» To be done: Reproduce the listing below character for character; drop every image.
(begin)
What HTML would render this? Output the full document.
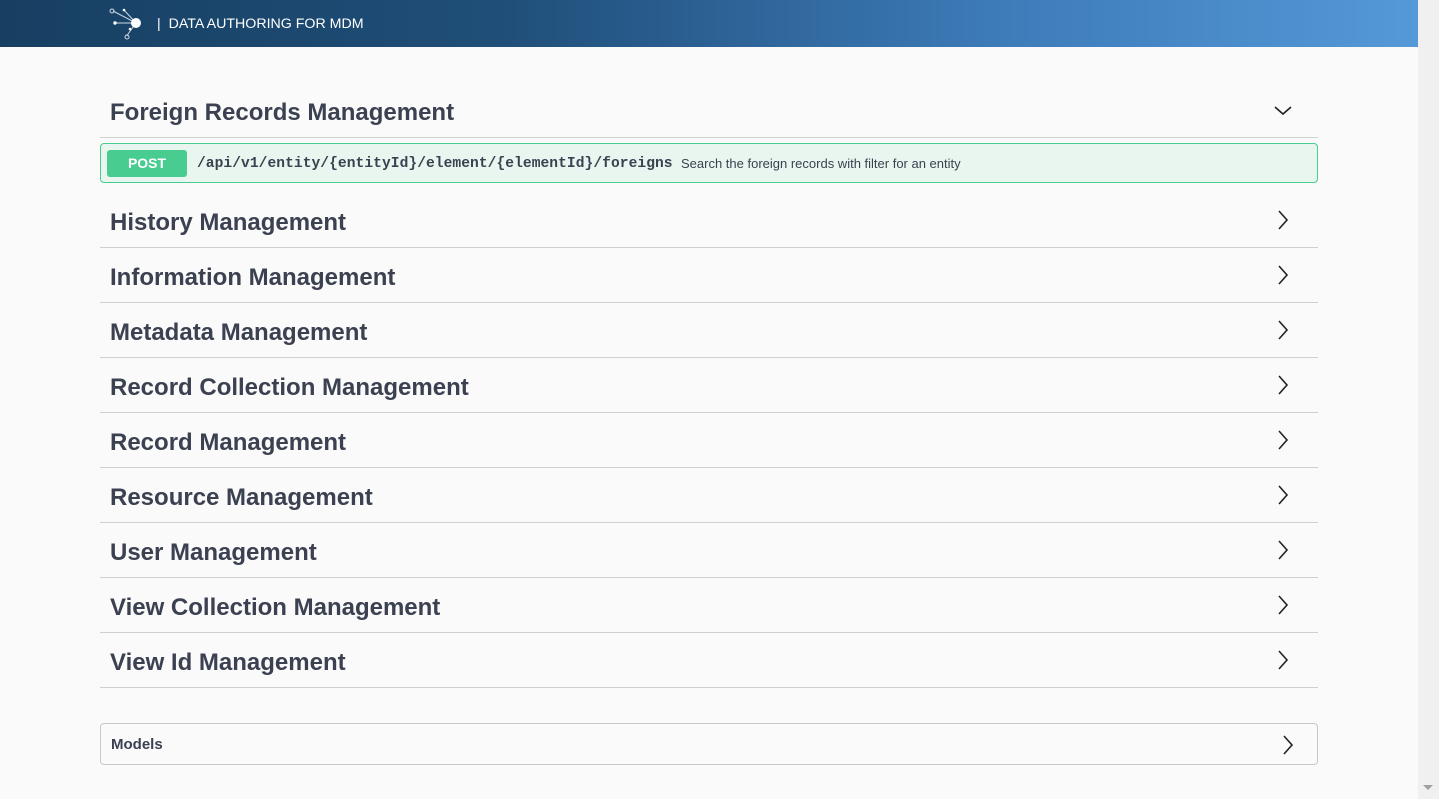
<!DOCTYPE html>
<html><head><style>
body{margin:0;width:1439px;height:799px;background:#fafafa;font-family:"Liberation Sans",sans-serif;overflow:hidden;position:relative}
.hdr{position:absolute;left:0;top:0;width:1418px;height:47px;background:linear-gradient(90deg,#173f62 0%,#1f4e78 35%,#3d7ab8 70%,#5599d8 100%)}
.hdr .t{position:absolute;left:157px;top:16px;color:#fff;font-size:14.2px}
.sb{position:absolute;left:1418px;top:0;width:21px;height:799px;background:#f0f0f0}
.sec{position:absolute;left:100px;width:1218px;height:54px;border-bottom:1px solid #d0d0d0}
.sec span{position:absolute;left:10px;top:16px;font-size:24px;font-weight:bold;color:#3b4151}
.sec svg{position:absolute;left:1174px;top:16px}
.post{position:absolute;left:100px;top:143px;width:1216px;height:38px;background:#e8f6ef;border:1px solid #49cc90;border-radius:4px}
.badge{position:absolute;left:6px;top:6px;width:80px;height:27px;background:#49cc90;border-radius:3px;color:#fff;font-weight:bold;font-size:14px;text-align:center;line-height:26px}
.path{position:absolute;left:96px;top:12px;font-family:"Liberation Mono",monospace;font-weight:bold;font-size:14.6px;letter-spacing:0.05px;color:#3b4151}
.desc{position:absolute;left:580px;top:12px;font-size:13px;color:#3b4151}
.models{position:absolute;left:100px;top:723px;width:1216px;height:40px;border:1px solid #c8c8c8;border-radius:4px}
.models span{position:absolute;left:10px;top:12px;font-size:15px;font-weight:bold;color:#3b4151}
</style></head><body>
<div class="hdr">
<svg width="40" height="40" style="position:absolute;left:108px;top:5px" viewBox="0 0 40 40">
<g stroke="#cfd9e4" stroke-width="1" fill="none">
<line x1="5" y1="6" x2="28" y2="18"/><line x1="16" y1="5" x2="28" y2="18"/><line x1="7" y1="18" x2="28" y2="18"/><line x1="20" y1="29" x2="28" y2="18"/><line x1="20" y1="29" x2="19" y2="31"/>
<circle cx="4" cy="6" r="2"/><circle cx="19" cy="32" r="2"/></g>
<circle cx="28" cy="18" r="5" fill="#fff"/><circle cx="7" cy="18" r="1.7" fill="#fff"/><circle cx="16" cy="5" r="1.3" fill="#fff"/><circle cx="22" cy="24" r="1.3" fill="#fff"/>
</svg>
<div class="t">|&nbsp;&nbsp;DATA AUTHORING FOR MDM</div></div>
<div class="sb"><svg width="21" height="10" style="position:absolute;top:783px"><path d="M5 2h10l-5 5z" fill="#a0a0a0"/></svg></div>

<div class="sec" style="top:83px"><span>Foreign Records Management</span><svg width="18" height="18" viewBox="0 0 18 18" style="top:19px"><path d="M1 5l8 7 8-7" stroke="#222" stroke-width="1.6" fill="none"/></svg></div>
<div class="post"><div class="badge">POST</div><div class="path">/api/v1/entity/{entityId}/element/{elementId}/foreigns</div><div class="desc">Search the foreign records with filter for an entity</div></div>

<div class="sec" style="top:193px"><span>History Management</span><svg width="18" height="22" viewBox="0 0 18 22"><path d="M5 2l8 9-8 9" stroke="#222" stroke-width="1.6" fill="none"/></svg></div>
<div class="sec" style="top:248px"><span>Information Management</span><svg width="18" height="22" viewBox="0 0 18 22"><path d="M5 2l8 9-8 9" stroke="#222" stroke-width="1.6" fill="none"/></svg></div>
<div class="sec" style="top:303px"><span>Metadata Management</span><svg width="18" height="22" viewBox="0 0 18 22"><path d="M5 2l8 9-8 9" stroke="#222" stroke-width="1.6" fill="none"/></svg></div>
<div class="sec" style="top:358px"><span>Record Collection Management</span><svg width="18" height="22" viewBox="0 0 18 22"><path d="M5 2l8 9-8 9" stroke="#222" stroke-width="1.6" fill="none"/></svg></div>
<div class="sec" style="top:413px"><span>Record Management</span><svg width="18" height="22" viewBox="0 0 18 22"><path d="M5 2l8 9-8 9" stroke="#222" stroke-width="1.6" fill="none"/></svg></div>
<div class="sec" style="top:468px"><span>Resource Management</span><svg width="18" height="22" viewBox="0 0 18 22"><path d="M5 2l8 9-8 9" stroke="#222" stroke-width="1.6" fill="none"/></svg></div>
<div class="sec" style="top:523px"><span>User Management</span><svg width="18" height="22" viewBox="0 0 18 22"><path d="M5 2l8 9-8 9" stroke="#222" stroke-width="1.6" fill="none"/></svg></div>
<div class="sec" style="top:578px"><span>View Collection Management</span><svg width="18" height="22" viewBox="0 0 18 22"><path d="M5 2l8 9-8 9" stroke="#222" stroke-width="1.6" fill="none"/></svg></div>
<div class="sec" style="top:633px"><span>View Id Management</span><svg width="18" height="22" viewBox="0 0 18 22"><path d="M5 2l8 9-8 9" stroke="#222" stroke-width="1.6" fill="none"/></svg></div>

<div class="models"><span>Models</span><svg width="18" height="22" viewBox="0 0 18 22" style="position:absolute;left:1178px;top:10px"><path d="M5 2l8 9-8 9" stroke="#222" stroke-width="1.6" fill="none"/></svg></div>
</body></html>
(end)
» Output:
What HTML would render this? Output the full document.
<!DOCTYPE html>
<html><head><style>
body{margin:0;width:1439px;height:799px;background:#fafafa;font-family:"Liberation Sans",sans-serif;overflow:hidden;position:relative}
.hdr{position:absolute;left:0;top:0;width:1418px;height:47px;background:linear-gradient(90deg,#173f62 0%,#1f4e78 35%,#3d7ab8 70%,#5599d8 100%)}
.hdr .t{position:absolute;left:157px;top:16px;color:#fff;font-size:14.2px}
.sb{position:absolute;left:1418px;top:0;width:21px;height:799px;background:#f0f0f0}
.sec{position:absolute;left:100px;width:1218px;height:54px;border-bottom:1px solid #d0d0d0}
.sec span{position:absolute;left:10px;top:16px;font-size:24px;font-weight:bold;color:#3b4151}
.sec svg{position:absolute;left:1174px;top:16px}
.post{position:absolute;left:100px;top:143px;width:1216px;height:38px;background:#e8f6ef;border:1px solid #49cc90;border-radius:4px}
.badge{position:absolute;left:6px;top:6px;width:80px;height:27px;background:#49cc90;border-radius:3px;color:#fff;font-weight:bold;font-size:14px;text-align:center;line-height:26px}
.path{position:absolute;left:96px;top:12px;font-family:"Liberation Mono",monospace;font-weight:bold;font-size:14.6px;letter-spacing:0.05px;color:#3b4151}
.desc{position:absolute;left:580px;top:12px;font-size:13px;color:#3b4151}
.models{position:absolute;left:100px;top:723px;width:1216px;height:40px;border:1px solid #c8c8c8;border-radius:4px}
.models span{position:absolute;left:10px;top:12px;font-size:15px;font-weight:bold;color:#3b4151}
</style></head><body>
<div class="hdr">
<svg width="40" height="40" style="position:absolute;left:108px;top:5px" viewBox="0 0 40 40">
<g stroke="#cfd9e4" stroke-width="1" fill="none">
<line x1="5" y1="6" x2="28" y2="18"/><line x1="16" y1="5" x2="28" y2="18"/><line x1="7" y1="18" x2="28" y2="18"/><line x1="20" y1="29" x2="28" y2="18"/><line x1="20" y1="29" x2="19" y2="31"/>
<circle cx="4" cy="6" r="2"/><circle cx="19" cy="32" r="2"/></g>
<circle cx="28" cy="18" r="5" fill="#fff"/><circle cx="7" cy="18" r="1.7" fill="#fff"/><circle cx="16" cy="5" r="1.3" fill="#fff"/><circle cx="22" cy="24" r="1.3" fill="#fff"/>
</svg>
<div class="t">|&nbsp;&nbsp;DATA AUTHORING FOR MDM</div></div>
<div class="sb"><svg width="21" height="10" style="position:absolute;top:783px"><path d="M5 2h10l-5 5z" fill="#a0a0a0"/></svg></div>

<div class="sec" style="top:83px"><span>Foreign Records Management</span><svg width="18" height="18" viewBox="0 0 18 18" style="top:19px"><path d="M1 5l8 7 8-7" stroke="#222" stroke-width="1.6" fill="none"/></svg></div>
<div class="post"><div class="badge">POST</div><div class="path">/api/v1/entity/{entityId}/element/{elementId}/foreigns</div><div class="desc">Search the foreign records with filter for an entity</div></div>

<div class="sec" style="top:193px"><span>History Management</span><svg width="18" height="22" viewBox="0 0 18 22"><path d="M5 2l8 9-8 9" stroke="#222" stroke-width="1.6" fill="none"/></svg></div>
<div class="sec" style="top:248px"><span>Information Management</span><svg width="18" height="22" viewBox="0 0 18 22"><path d="M5 2l8 9-8 9" stroke="#222" stroke-width="1.6" fill="none"/></svg></div>
<div class="sec" style="top:303px"><span>Metadata Management</span><svg width="18" height="22" viewBox="0 0 18 22"><path d="M5 2l8 9-8 9" stroke="#222" stroke-width="1.6" fill="none"/></svg></div>
<div class="sec" style="top:358px"><span>Record Collection Management</span><svg width="18" height="22" viewBox="0 0 18 22"><path d="M5 2l8 9-8 9" stroke="#222" stroke-width="1.6" fill="none"/></svg></div>
<div class="sec" style="top:413px"><span>Record Management</span><svg width="18" height="22" viewBox="0 0 18 22"><path d="M5 2l8 9-8 9" stroke="#222" stroke-width="1.6" fill="none"/></svg></div>
<div class="sec" style="top:468px"><span>Resource Management</span><svg width="18" height="22" viewBox="0 0 18 22"><path d="M5 2l8 9-8 9" stroke="#222" stroke-width="1.6" fill="none"/></svg></div>
<div class="sec" style="top:523px"><span>User Management</span><svg width="18" height="22" viewBox="0 0 18 22"><path d="M5 2l8 9-8 9" stroke="#222" stroke-width="1.6" fill="none"/></svg></div>
<div class="sec" style="top:578px"><span>View Collection Management</span><svg width="18" height="22" viewBox="0 0 18 22"><path d="M5 2l8 9-8 9" stroke="#222" stroke-width="1.6" fill="none"/></svg></div>
<div class="sec" style="top:633px"><span>View Id Management</span><svg width="18" height="22" viewBox="0 0 18 22"><path d="M5 2l8 9-8 9" stroke="#222" stroke-width="1.6" fill="none"/></svg></div>

<div class="models"><span>Models</span><svg width="18" height="22" viewBox="0 0 18 22" style="position:absolute;left:1178px;top:10px"><path d="M5 2l8 9-8 9" stroke="#222" stroke-width="1.6" fill="none"/></svg></div>
</body></html>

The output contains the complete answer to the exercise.